The State Department acknowledged receipt of an email from The Associated Press about the plaintiffs’ motion, but did not otherwise respond to questions about it. The notices indicated the cooperative agreements with the resettlement agencies were being terminated “for the convenience of the U.S. Government pursuant to a directive from U.S. Secretary of State Marco Rubio, for alignment with Agency priorities and national interest.”

The refugee program, created by Congress in 1980, is a form of legal migration to the U.S. for people displaced by war, natural disaster or persecution – a process that often takes years and involves significant vetting. It’s different from asylum, through which people who have just arrived in the U.S. can seek permission to remain because they fear persecution in their home country.

Despite longstanding support from both parties for accepting refugees, the program has become politicized in recent years. Mr. Trump also temporarily halted it during his first term, and then dramatically decreased the number of refugees who could enter the U.S. each year.

There are 600,000 people being processed to come to the U.S. as refugees around the world, according to the administration.

Mr. Trump’s order and the administration’s subsequent withholding of funds stranded refugees who had already been approved to come to the U.S., forced the refugee aid groups to lay off staff and cut off short-term assistance, such as rent, for those who had recently resettled here, the organizations said in the lawsuit challenging the actions.

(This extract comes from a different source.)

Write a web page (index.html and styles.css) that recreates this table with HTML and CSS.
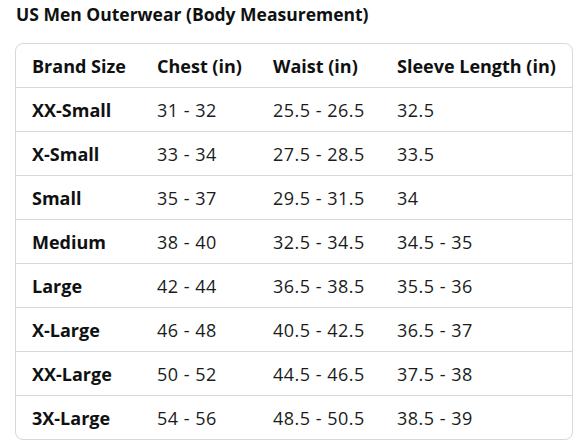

Thursday’s filing came the day after the Trump administration asked the Supreme Court to block another court order requiring it to release billions in suspended foreign aid. The administration also outlined plans to cancel more than 90% of the U.S. Agency for International Development’s foreign aid contracts and $60 billion in overall U.S. assistance around the world.

Shawn VanDiver, a Navy veteran and head of #AfghanEvac, a coalition supporting Afghan resettlement efforts, said the termination of the contracts would hurt Afghans who worked closely with the U.S. during its more than two-decade-long war in Afghanistan and are now at risk. They’ve been resettling in the U.S. via the refugee program as well as the special immigrant visa program.

While the special immigrant visa program is still operational, the contract terminations strip away funding that went to helping those who qualified to come to America and start new lives here.

“Now Afghans are on their own to get here,” he said.

“Make no mistake about it — this is a betrayal on par with what we all felt in August of 2021,” he said, referring to the chaotic American withdrawal from Kabul under the Biden administration.